Stephen Balkum

Agile Enthusiast, Leader, and Developer

So You Want to Learn SQL… Session 4

no comment

Homework Answers

Generate a list of products that have a bill of material, stating each subcomponent and the quantity used. You should use the Production.BillOfMaterials table and create a human readable phrase. You might find the STR function useful.
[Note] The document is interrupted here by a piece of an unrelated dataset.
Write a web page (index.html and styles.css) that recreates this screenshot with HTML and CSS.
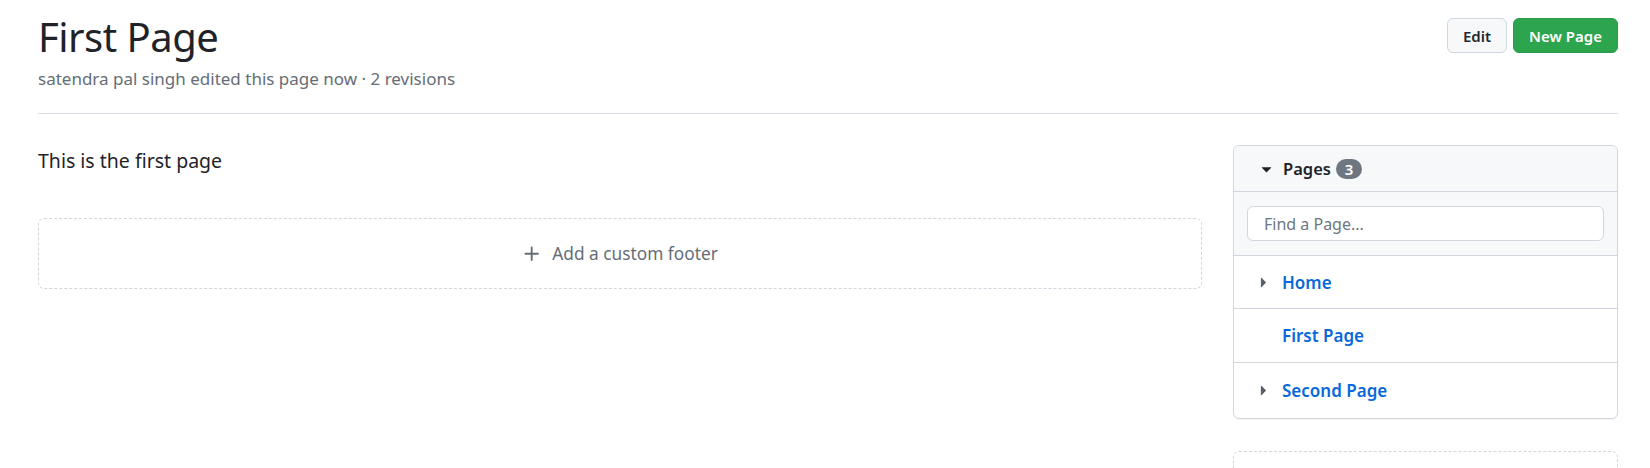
FILE: index.html
```html
<!DOCTYPE html>
<html lang="en">
<head>
<meta charset="utf-8">
<title>First Page</title>
<link rel="stylesheet" href="styles.css">
</head>
<body>
<div class="container">
  <header class="page-head">
    <div class="title-block">
      <h1 class="title">First Page</h1>
      <div class="meta">satendra pal singh edited this page now · 2 revisions</div>
    </div>
    <div class="actions">
      <button class="btn btn-edit">Edit</button>
      <button class="btn btn-new">New Page</button>
    </div>
  </header>
  <div class="layout">
    <main class="content">
      <p class="body-text">This is the first page</p>
      <div class="footer-box">
        <svg class="plus" viewBox="0 0 16 16" width="20" height="20"><path d="M7.75 2a.75.75 0 0 1 .75.75V7h4.25a.75.75 0 0 1 0 1.5H8.5v4.25a.75.75 0 0 1-1.5 0V8.5H2.75a.75.75 0 0 1 0-1.5H7V2.75A.75.75 0 0 1 7.75 2Z"/></svg>
        <span>Add a custom footer</span>
      </div>
    </main>
    <aside class="sidebar">
      <div class="pages-box">
        <div class="pages-head">
          <svg class="caret" viewBox="0 0 16 16" width="21" height="21"><path d="m4.427 7.427 3.396 3.396a.25.25 0 0 0 .354 0l3.396-3.396A.25.25 0 0 0 11.396 7H4.604a.25.25 0 0 0-.177.427Z"/></svg>
          <span class="pages-label">Pages</span>
          <span class="counter">3</span>
        </div>
        <div class="search-row">
          <div class="search-input">Find a Page...</div>
        </div>
        <div class="page-row row-a">
          <svg class="caret caret-right" viewBox="0 0 16 16" width="21" height="21"><path d="m6.427 4.427 3.396 3.396a.25.25 0 0 1 0 .354l-3.396 3.396A.25.25 0 0 1 6 11.396V4.604a.25.25 0 0 1 .427-.177Z"/></svg>
          <a class="page-link">Home</a>
        </div>
        <div class="page-row row-b">
          <span class="caret-spacer"></span>
          <a class="page-link">First Page</a>
        </div>
        <div class="page-row row-c">
          <svg class="caret caret-right" viewBox="0 0 16 16" width="21" height="21"><path d="m6.427 4.427 3.396 3.396a.25.25 0 0 1 0 .354l-3.396 3.396A.25.25 0 0 1 6 11.396V4.604a.25.25 0 0 1 .427-.177Z"/></svg>
          <a class="page-link">Second Page</a>
        </div>
      </div>
      <div class="sidebar-dashed"></div>
    </aside>
  </div>
</div>
</body>
</html>
```
FILE: styles.css
```css
* { box-sizing: border-box; }
html, body { margin: 0; padding: 0; background: #ffffff; }
body {
  font-family: "Noto Sans", "Open Sans", sans-serif;
  color: #1f2328;
  overflow: hidden;
}
.container {
  width: 1580px;
  margin-left: 38px;
}
.page-head {
  display: flex;
  justify-content: space-between;
  align-items: flex-start;
  border-bottom: 1px solid #d8dee4;
  padding-bottom: 22px;
}
.title-block { padding-top: 11px; }
.title {
  margin: 0;
  font-size: 40px;
  font-weight: 400;
  line-height: 52px;
  color: #1f2328;
  letter-spacing: -0.5px;
}
.meta {
  font-size: 17px;
  line-height: 24px;
  color: #656d76;
  margin-top: 4px;
}
.actions {
  display: flex;
  gap: 6px;
  padding-top: 18px;
}
.btn {
  font-family: inherit;
  height: 35px;
  border-radius: 6px;
  font-size: 15px;
  font-weight: 600;
  cursor: pointer;
}
.btn-edit {
  width: 60px;
  padding: 0;
  background: #f6f8fa;
  border: 1px solid #d0d7de;
  color: #24292f;
}
.btn-new {
  width: 105px;
  padding: 0;
  background: #2da44e;
  border: 1px solid #2a9c4a;
  color: #ffffff;
}
.layout {
  display: flex;
  gap: 31px;
  margin-top: 31px;
  align-items: flex-start;
}
.content { flex: 1; min-width: 0; }
.body-text {
  margin: 0;
  font-size: 19.5px;
  line-height: 32px;
  color: #1f2328;
}
.footer-box {
  margin-top: 41px;
  height: 71px;
  border: 1px dashed #d0d7de;
  border-radius: 6px;
  display: flex;
  align-items: center;
  justify-content: center;
  gap: 10px;
  color: #656d76;
  font-size: 17.3px;
}
.plus { fill: #656d76; }
.sidebar {
  width: 385px;
  flex: none;
}
.pages-box {
  border: 1px solid #d0d7de;
  border-radius: 6px;
  overflow: hidden;
  box-shadow: 0 1px 0 rgba(31,35,40,0.04);
}
.pages-head {
  height: 46px;
  background: #f6f8fa;
  border-bottom: 1px solid #d0d7de;
  display: flex;
  align-items: center;
  padding-left: 22px;
}
.caret { fill: #1f2328; flex: none; }
.pages-label {
  font-size: 16.5px;
  font-weight: 600;
  margin-left: 6px;
}
.counter {
  margin-left: 5px;
  background: #6e7781;
  color: #ffffff;
  font-size: 15px;
  font-weight: 600;
  min-width: 26px;
  height: 20px;
  line-height: 20px;
  border-radius: 10px;
  text-align: center;
}
.search-row {
  background: #f6f8fa;
  border-bottom: 1px solid #d0d7de;
  padding: 14px 13px 14px;
}
.search-input {
  height: 35px;
  background: #ffffff;
  border: 1px solid #d0d7de;
  border-radius: 6px;
  padding-left: 16px;
  display: flex;
  align-items: center;
  font-size: 16px;
  color: #6e7781;
}
.page-row {
  display: flex;
  align-items: center;
  padding-left: 19px;
  border-bottom: 1px solid #d0d7de;
}
.row-a { height: 53px; }
.row-b { height: 54px; }
.row-c { height: 55px; border-bottom: none; }
.caret-right { fill: #57606a; }
.caret-spacer { width: 21px; flex: none; }
.page-link {
  margin-left: 8px;
  font-size: 17px;
  font-weight: 600;
  color: #0969da;
  text-decoration: none;
}
.sidebar-dashed {
  margin-top: 32px;
  height: 60px;
  border: 1px dashed #d0d7de;
  border-radius: 6px;
}
```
SELECT 'A ' + p.Name + ' contains' + STR(bom.PerAssemblyQty) + ' ' + c.Name
	FROM Production.Product p
	JOIN Production.BillOfMaterials bom ON bom.ProductAssemblyID = p.ProductID
	JOIN Production.Product c ON c.ProductID = bom.ComponentID
	ORDER BY 1

Date Functions

GETDATE()

This first function is self-explanatory. It gets the time right now.

SELECT GETDATE()

DATEDIFF(datepart, startdate, enddate)

This function returns the difference between two dates. Returned value is an integer. Here are some useful dateparts are:
datepart year quarter month day week hour minute second
Abbreviations yy, yyyy qq, q mm, m dd, d wk, ww hh mi, n ss, s

SELECT	DATEDIFF(dd, '8/1/2013', '8/10/2013') AS 'days',
	DATEDIFF(dd, '8/10/2013', '8/1/2013') AS 'negative difference',
	DATEDIFF(hh, '8/1/2013 3:00', '8/2/2013 1:00') AS 'hours',
	DATEDIFF(m, 0, '8/1/2013') AS 'since 1/1/1900'

DATEADD(datepart, number, date)

This function adds the specified number of dateparts to the given date and returns the new date. The dateparts are the same as DATEDIFF.
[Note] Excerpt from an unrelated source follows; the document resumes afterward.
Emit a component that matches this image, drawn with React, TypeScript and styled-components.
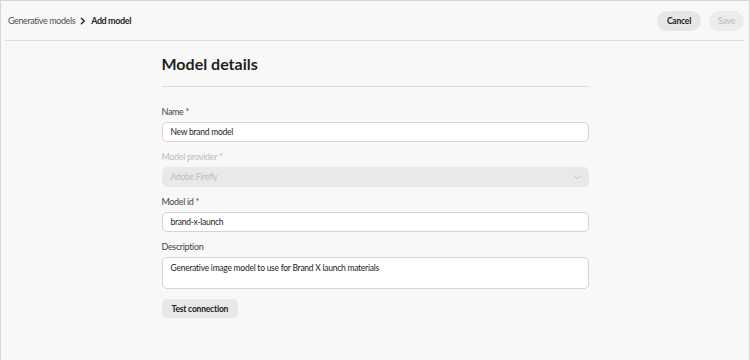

SELECT	DATEADD(dd, 1, '8/1/2013') AS '1 day forward',
	DATEADD(dd, -1, '3/1/2012') AS 'Leap year known',
	DATEADD(yyyy, 1, '8/12/2013 13:30') AS 'keeps time',
	DATEADD(mm, 1363, 0) AS 'since 1/1/1900'

Combine Functions

Frequently, we want to bucket dates. For example, to count orders per day:

SELECT DATEADD(DD, DATEDIFF(DD, 0, o.OrderDate), 0) AS 'Day', COUNT(*) AS 'Count'
	FROM Sales.SalesOrderHeader o
	WHERE o.OrderDate > '7/1/2008'
	GROUP BY DATEADD(DD, DATEDIFF(DD, 0, o.OrderDate), 0)
	ORDER BY Day

Notice, you still have to GROUP BY any column not involved in an aggregate function, regardless of its complexity.

UNION ALL

To produce a single result set that is a combination of two queries, use UNION ALL. All of the columns of the two queries must have exactly the same data types. Here is a single list of all the address types and phone number types we have in our database.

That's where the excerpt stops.